Généralement, les tarifs proposés par les intermédiaires sont suffisamment bas pour capter le marché, mais aussi pour apparaître suspects à tout client au fait des prix du marché légal. C’est donc sur une véritable demande de trafic que prospère une gamme variée de prestataires d’illégalités : les intermédiaires, des entreprises apparemment légales de transport, de stockage et de traitement de déchets, mais dont les activités réelles sont illégales et, enfin, des organisations criminelles plus ou moins structurées au sommet desquelles trônent les mafias italiennes, Cosa Nostra sicilienne, ‘Ndrangheta calabraise et Camorra napolitaine. En 1992, le chef camorriste napolitain Nunzio Perrella avait d’ailleurs expliqué en amorçant son parcours de collaborateur de justice qu’il avait laissé de côté le trafic de drogues pour mieux se dédier à la « transformation des déchets en or ». Mais il n’y a pas que les grandes organisations criminelles qui ont compris l’intérêt d’infiltrer le secteur en pleine expansion du trafic de déchets. Les opportunités de gains illégaux ont été également très bien évaluées par des opérateurs a priori légaux. Ainsi, les enquêtes antimafia italiennes montrent qu’en général les intermédiaires qui font le lien entre sociétés de traitement fictif des déchets aux mains de la mafia et entrepreneurs disposés à frauder ne sont pas affiliés à l’organisation criminelle. Par ailleurs, des entreprises fraudeuses sont créées par ce que l’on pourrait appeler des criminels d’opportunité.

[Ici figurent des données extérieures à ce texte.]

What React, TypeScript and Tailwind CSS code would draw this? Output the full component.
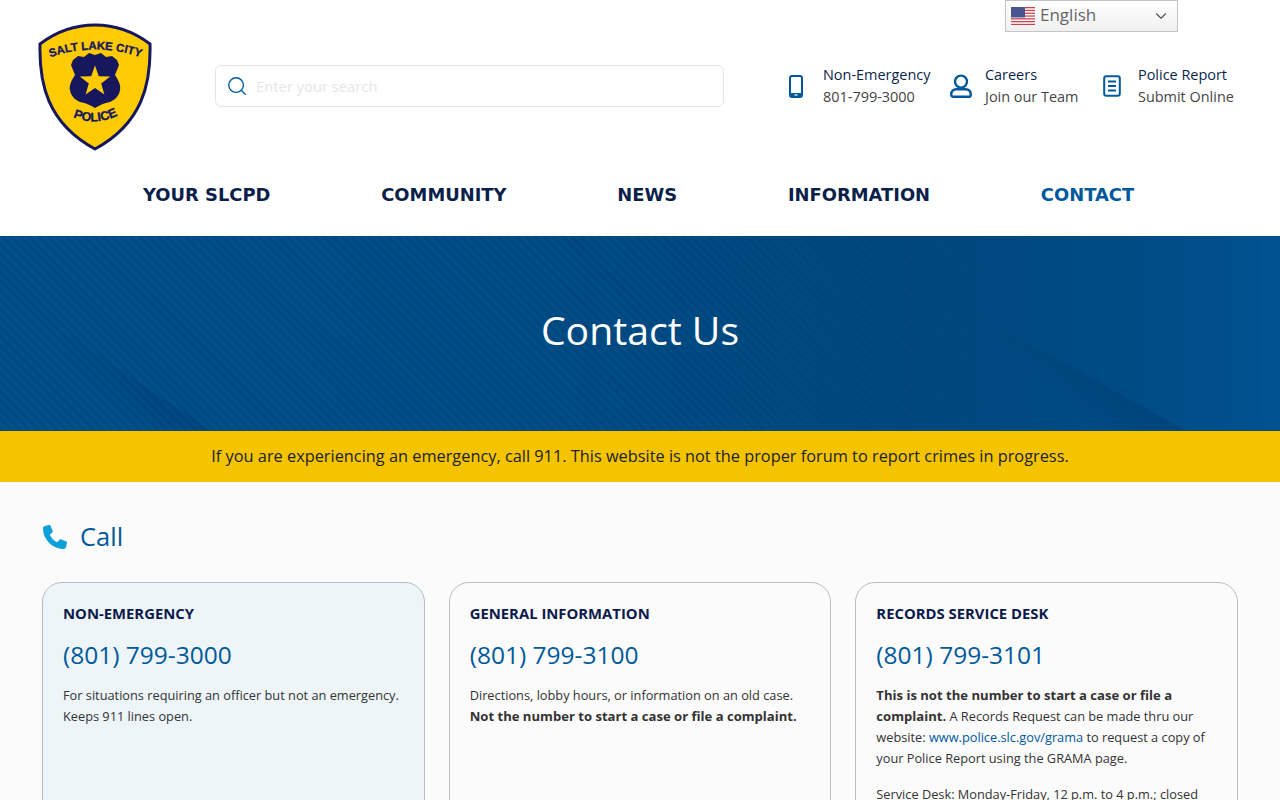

Le procès qui s’est ouvert en novembre 2021 en France sous l’appellation — très inappropriée — de « procès de la mafia des déchets » illustre cette configuration : au banc des accusés, dix-sept prévenus et sept entreprises qui proposaient des services d’évacuation de gravats de chantiers comme celui de l’aéroport de Nice. Sans être membres d’une organisation criminelle, encore moins d’une mafia, ils ont monté une « escroquerie en bande organisée ». Il est à noter que là, les tarifs proposés étaient parfois alignés sur ceux du marché ; l’escroquerie portait sur l’usage desdits déchets, les entreprises confiant leurs déchets n’étant alors pas conscientes de la fraude. Une fois le contrat d’évacuation des déchets obtenus, les prévenus se contentaient de se débarrasser des gravats sur des terrains privés ou publics servant de décharge, d’où des gains non négligeables. Certains prévenus parvenaient même à placer ces déchets en faisant croire aux propriétaires de terrains qu’il s’agissait de livraisons de terre.

On atteint un stade ultérieur d’infiltration criminelle du secteur des déchets lorsque des organisations criminelles — et l’on retrouve ici au premier plan les mafias italiennes — tentent de remporter les adjudications relatives aux services de collecte des déchets solides urbains et de réhabilitation des sites. Ainsi, en juillet 2020, le conseil municipal de la ville calabraise de Cutro a été dissous pour infiltration mafieuse : parmi les manifestations de celle-ci, le conditionnement exercé par le clan des Grande-Aracri sur les marchés publics, notamment ceux liés à la collecte et au traitement des déchets urbains. Un tel conditionnement découle d’un double processus d’intimidation de la concurrence et de connivence corruptive acquise auprès des institutions locales. À la même période, en Sicile, l’opération « Système parallèle » dévoile un circuit très rémunérateur géré par la mafia et couvrant toutes les phases de la collecte, du transport, de la transformation et de l’abandon en pleine nature de déchets encombrants, y compris dangereux. Les enquêteurs soulignent aussi que ces étapes se faisaient sans le moindre respect des habilitations et des réglementations du secteur. La transformation des déchets consistait principalement à en réduire le volume et à les démanteler pour ensuite s’en débarrasser dans les bennes à ordures avec la complicité d’agents de la RAP (Risorse Ambiente Palermo), société à capitaux publics de la Commune de Palerme en charge de la gestion des déchets sur le territoire.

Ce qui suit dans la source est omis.